_Task directions:_ Write out exactly the lines from the line with "Give me the" through the line with "let passwordError = $state(true);", both ends included, and no other line.

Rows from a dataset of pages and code

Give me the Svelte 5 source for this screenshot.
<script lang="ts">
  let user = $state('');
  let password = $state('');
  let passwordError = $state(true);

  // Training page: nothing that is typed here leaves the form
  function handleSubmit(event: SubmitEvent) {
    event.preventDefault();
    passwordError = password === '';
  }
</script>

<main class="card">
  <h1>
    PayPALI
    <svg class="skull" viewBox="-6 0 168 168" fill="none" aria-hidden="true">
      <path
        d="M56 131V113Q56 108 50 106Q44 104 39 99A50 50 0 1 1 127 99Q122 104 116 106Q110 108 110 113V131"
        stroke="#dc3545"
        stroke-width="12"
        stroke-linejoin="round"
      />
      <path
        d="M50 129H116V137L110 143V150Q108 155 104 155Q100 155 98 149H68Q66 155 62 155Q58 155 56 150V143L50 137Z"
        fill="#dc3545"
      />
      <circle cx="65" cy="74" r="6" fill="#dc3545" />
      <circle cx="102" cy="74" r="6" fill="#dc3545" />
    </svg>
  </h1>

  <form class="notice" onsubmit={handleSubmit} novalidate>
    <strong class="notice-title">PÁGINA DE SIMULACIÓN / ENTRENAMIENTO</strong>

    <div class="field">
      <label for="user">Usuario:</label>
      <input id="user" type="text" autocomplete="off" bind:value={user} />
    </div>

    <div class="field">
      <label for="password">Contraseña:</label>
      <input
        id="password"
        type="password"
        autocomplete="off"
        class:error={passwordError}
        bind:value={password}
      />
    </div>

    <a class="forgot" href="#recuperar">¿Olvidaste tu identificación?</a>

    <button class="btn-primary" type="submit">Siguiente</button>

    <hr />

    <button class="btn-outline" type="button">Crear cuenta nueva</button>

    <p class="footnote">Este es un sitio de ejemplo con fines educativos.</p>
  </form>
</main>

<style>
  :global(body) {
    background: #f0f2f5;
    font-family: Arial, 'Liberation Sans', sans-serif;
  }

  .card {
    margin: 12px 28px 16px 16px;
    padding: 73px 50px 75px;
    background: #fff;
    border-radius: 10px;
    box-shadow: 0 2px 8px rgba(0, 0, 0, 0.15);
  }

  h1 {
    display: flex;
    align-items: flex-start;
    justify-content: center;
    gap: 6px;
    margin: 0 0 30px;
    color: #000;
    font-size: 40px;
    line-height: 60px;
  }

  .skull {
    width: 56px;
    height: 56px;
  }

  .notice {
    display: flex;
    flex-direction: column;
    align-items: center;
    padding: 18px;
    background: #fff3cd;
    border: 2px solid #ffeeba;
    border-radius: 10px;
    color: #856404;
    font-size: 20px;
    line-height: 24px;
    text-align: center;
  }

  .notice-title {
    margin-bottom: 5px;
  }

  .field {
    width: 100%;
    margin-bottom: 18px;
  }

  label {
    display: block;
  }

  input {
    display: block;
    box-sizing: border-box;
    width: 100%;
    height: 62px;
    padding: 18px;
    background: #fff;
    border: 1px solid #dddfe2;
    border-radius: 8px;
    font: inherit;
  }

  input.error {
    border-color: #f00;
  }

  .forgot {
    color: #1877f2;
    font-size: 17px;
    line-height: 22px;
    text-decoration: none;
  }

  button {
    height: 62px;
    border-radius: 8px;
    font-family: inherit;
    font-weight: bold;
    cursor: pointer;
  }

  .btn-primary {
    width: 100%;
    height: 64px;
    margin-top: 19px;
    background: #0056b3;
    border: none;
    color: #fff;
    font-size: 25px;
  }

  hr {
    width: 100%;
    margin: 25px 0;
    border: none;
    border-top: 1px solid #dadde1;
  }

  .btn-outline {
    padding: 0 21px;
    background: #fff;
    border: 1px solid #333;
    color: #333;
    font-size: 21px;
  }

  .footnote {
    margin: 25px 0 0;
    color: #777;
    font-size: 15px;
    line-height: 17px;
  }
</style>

* * *

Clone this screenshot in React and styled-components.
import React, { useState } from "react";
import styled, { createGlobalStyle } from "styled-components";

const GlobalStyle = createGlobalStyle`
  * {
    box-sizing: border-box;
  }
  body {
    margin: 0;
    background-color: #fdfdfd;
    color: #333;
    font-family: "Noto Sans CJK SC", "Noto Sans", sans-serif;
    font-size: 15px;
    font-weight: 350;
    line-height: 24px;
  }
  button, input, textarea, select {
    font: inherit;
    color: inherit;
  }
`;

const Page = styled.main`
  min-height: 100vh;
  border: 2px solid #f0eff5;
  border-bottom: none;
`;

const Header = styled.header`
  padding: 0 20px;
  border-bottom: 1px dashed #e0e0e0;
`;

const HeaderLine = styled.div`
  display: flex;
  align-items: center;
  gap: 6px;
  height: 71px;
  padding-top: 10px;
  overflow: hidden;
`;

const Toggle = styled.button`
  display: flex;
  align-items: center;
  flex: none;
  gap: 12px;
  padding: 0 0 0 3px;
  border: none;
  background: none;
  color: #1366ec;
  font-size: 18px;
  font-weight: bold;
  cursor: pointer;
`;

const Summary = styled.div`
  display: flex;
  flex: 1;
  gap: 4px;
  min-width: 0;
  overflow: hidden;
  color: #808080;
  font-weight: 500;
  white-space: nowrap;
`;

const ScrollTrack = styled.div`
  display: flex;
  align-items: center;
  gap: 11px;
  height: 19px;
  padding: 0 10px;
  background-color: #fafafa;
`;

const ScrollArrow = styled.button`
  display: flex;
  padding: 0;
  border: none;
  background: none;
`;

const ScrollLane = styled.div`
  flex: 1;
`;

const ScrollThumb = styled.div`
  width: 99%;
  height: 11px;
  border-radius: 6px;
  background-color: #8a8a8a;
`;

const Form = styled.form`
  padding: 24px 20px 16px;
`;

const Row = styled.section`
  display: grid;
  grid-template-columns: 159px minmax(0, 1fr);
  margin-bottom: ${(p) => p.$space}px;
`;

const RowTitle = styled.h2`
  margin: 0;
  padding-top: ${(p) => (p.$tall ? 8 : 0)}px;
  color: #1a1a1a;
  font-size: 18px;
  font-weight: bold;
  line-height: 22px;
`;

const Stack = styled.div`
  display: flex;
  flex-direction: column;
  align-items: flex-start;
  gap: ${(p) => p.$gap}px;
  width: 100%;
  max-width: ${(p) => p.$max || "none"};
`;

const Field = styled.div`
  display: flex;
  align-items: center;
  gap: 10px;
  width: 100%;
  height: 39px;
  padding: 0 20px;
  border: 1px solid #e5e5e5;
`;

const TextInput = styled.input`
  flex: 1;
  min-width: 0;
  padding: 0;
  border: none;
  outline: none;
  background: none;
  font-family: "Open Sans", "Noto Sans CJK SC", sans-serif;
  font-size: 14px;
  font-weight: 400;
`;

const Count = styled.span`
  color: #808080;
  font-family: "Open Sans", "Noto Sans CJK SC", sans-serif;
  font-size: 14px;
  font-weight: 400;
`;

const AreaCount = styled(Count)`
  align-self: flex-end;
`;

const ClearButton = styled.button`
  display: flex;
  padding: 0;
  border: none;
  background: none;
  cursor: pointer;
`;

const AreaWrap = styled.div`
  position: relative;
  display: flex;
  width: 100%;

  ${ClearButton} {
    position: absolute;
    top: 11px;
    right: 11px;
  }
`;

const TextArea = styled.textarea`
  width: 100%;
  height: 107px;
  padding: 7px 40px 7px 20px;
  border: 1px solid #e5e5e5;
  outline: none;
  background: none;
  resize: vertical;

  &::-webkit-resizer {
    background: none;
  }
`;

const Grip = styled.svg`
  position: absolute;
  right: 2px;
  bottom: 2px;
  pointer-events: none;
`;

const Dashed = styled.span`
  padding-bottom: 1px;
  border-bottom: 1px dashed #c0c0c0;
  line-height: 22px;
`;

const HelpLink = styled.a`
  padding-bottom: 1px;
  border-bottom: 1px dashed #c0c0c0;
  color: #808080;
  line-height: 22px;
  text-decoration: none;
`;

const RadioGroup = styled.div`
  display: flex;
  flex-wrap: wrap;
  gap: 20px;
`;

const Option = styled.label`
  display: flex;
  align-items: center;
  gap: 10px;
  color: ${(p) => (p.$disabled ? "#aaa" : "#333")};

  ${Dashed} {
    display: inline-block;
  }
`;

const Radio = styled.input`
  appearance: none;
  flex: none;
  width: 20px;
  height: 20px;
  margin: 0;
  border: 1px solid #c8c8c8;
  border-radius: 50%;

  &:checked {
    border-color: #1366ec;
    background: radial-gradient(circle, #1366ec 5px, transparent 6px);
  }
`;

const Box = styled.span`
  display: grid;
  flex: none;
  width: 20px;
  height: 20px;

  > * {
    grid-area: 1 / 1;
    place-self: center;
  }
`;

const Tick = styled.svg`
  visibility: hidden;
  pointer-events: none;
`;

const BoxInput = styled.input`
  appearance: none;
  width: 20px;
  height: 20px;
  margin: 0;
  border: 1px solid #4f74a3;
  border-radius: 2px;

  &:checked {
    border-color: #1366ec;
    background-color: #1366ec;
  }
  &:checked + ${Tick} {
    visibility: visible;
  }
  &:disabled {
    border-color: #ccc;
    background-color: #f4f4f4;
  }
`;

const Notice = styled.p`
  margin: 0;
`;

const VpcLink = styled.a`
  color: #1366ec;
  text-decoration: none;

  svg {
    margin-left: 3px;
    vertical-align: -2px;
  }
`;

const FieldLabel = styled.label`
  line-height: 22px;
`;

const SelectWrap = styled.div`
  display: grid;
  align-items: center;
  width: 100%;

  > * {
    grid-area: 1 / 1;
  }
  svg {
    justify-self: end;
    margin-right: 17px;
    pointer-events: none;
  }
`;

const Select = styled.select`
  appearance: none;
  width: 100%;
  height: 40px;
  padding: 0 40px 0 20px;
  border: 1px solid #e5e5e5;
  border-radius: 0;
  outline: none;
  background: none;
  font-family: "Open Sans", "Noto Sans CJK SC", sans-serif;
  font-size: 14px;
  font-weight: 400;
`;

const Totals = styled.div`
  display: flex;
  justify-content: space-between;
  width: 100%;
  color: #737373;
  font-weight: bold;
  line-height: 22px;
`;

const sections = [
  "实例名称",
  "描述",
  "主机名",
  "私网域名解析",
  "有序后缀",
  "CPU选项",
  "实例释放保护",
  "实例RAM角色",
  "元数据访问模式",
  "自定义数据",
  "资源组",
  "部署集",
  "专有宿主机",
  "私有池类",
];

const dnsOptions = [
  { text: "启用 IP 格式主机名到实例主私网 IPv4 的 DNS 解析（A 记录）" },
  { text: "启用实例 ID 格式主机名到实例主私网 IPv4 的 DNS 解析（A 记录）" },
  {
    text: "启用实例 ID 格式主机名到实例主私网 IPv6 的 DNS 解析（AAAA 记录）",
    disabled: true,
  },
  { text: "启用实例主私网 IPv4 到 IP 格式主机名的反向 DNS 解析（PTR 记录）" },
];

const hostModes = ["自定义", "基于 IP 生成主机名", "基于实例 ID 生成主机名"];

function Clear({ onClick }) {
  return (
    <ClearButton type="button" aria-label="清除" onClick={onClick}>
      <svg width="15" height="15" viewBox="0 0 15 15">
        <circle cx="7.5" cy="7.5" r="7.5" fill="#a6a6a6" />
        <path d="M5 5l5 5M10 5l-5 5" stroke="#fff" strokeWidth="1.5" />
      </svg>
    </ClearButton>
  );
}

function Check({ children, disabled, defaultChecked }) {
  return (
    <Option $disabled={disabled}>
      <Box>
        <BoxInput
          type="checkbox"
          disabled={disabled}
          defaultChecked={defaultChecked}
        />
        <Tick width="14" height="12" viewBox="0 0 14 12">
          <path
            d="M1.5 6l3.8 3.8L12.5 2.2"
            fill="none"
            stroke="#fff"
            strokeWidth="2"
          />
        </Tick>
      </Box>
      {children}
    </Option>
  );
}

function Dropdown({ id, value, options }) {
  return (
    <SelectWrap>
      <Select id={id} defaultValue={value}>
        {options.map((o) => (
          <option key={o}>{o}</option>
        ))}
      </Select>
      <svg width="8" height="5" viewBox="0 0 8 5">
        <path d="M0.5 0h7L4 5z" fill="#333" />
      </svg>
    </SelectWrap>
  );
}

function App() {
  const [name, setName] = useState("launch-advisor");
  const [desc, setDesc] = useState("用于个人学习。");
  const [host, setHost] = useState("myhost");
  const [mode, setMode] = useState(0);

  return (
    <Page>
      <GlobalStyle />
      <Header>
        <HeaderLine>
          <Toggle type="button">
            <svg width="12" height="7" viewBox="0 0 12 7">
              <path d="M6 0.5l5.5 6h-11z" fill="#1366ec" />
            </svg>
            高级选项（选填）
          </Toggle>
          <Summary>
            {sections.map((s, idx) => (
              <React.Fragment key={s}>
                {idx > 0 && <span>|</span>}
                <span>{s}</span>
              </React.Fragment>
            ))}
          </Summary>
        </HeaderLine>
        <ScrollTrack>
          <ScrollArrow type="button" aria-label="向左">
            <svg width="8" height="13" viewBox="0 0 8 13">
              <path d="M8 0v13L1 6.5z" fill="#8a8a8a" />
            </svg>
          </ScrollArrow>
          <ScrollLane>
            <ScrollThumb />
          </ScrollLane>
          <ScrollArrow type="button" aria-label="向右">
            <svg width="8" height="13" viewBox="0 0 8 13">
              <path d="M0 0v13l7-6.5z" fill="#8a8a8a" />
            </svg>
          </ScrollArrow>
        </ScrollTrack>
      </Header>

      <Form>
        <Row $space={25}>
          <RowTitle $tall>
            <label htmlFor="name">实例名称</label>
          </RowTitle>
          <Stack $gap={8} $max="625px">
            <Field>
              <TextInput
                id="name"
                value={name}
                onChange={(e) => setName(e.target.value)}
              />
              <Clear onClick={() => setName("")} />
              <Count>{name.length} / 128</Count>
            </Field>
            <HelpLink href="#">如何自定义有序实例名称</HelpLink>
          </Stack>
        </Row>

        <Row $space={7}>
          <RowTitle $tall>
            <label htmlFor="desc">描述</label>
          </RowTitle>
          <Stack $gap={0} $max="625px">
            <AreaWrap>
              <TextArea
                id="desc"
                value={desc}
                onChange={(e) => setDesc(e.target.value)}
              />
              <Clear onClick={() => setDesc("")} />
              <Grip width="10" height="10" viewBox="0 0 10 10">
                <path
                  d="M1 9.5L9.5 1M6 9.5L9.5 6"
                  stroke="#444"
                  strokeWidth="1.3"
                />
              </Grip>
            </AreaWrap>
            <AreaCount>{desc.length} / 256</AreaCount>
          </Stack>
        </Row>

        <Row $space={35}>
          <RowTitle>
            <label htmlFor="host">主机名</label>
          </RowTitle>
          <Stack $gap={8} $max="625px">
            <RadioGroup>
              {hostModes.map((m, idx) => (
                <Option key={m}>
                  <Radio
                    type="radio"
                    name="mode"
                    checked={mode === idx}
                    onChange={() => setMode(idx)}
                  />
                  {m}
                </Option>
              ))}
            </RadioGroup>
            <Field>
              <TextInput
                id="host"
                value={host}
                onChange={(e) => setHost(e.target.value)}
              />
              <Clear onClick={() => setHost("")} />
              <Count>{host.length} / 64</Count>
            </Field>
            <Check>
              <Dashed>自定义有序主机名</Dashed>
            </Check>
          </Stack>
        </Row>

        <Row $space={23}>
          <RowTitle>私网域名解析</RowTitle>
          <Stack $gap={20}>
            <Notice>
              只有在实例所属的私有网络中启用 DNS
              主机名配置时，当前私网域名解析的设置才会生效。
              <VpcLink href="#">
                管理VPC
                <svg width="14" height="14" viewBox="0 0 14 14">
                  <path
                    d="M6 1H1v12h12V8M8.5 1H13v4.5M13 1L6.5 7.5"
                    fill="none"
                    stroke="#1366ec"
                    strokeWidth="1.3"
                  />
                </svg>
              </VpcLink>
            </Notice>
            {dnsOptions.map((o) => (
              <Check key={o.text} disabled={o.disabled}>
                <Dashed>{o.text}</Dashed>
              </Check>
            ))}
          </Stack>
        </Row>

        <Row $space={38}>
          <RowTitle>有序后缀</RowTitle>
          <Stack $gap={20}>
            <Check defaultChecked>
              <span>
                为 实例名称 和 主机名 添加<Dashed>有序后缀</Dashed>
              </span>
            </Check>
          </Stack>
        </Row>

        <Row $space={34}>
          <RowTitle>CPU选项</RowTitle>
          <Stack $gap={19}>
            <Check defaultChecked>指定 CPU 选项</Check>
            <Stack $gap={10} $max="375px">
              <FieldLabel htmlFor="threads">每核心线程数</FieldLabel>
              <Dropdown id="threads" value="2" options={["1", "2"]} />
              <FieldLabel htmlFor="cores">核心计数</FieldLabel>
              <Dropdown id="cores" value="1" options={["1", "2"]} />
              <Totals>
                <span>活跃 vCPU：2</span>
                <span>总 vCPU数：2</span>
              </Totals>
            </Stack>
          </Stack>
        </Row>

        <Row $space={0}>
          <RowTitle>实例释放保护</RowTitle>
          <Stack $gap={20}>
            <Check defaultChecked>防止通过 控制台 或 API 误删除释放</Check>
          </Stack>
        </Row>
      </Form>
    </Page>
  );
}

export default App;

_Complete output:_
Give me the Svelte 5 source for this screenshot.
<script lang="ts">
  let user = $state('');
  let password = $state('');
  let passwordError = $state(true);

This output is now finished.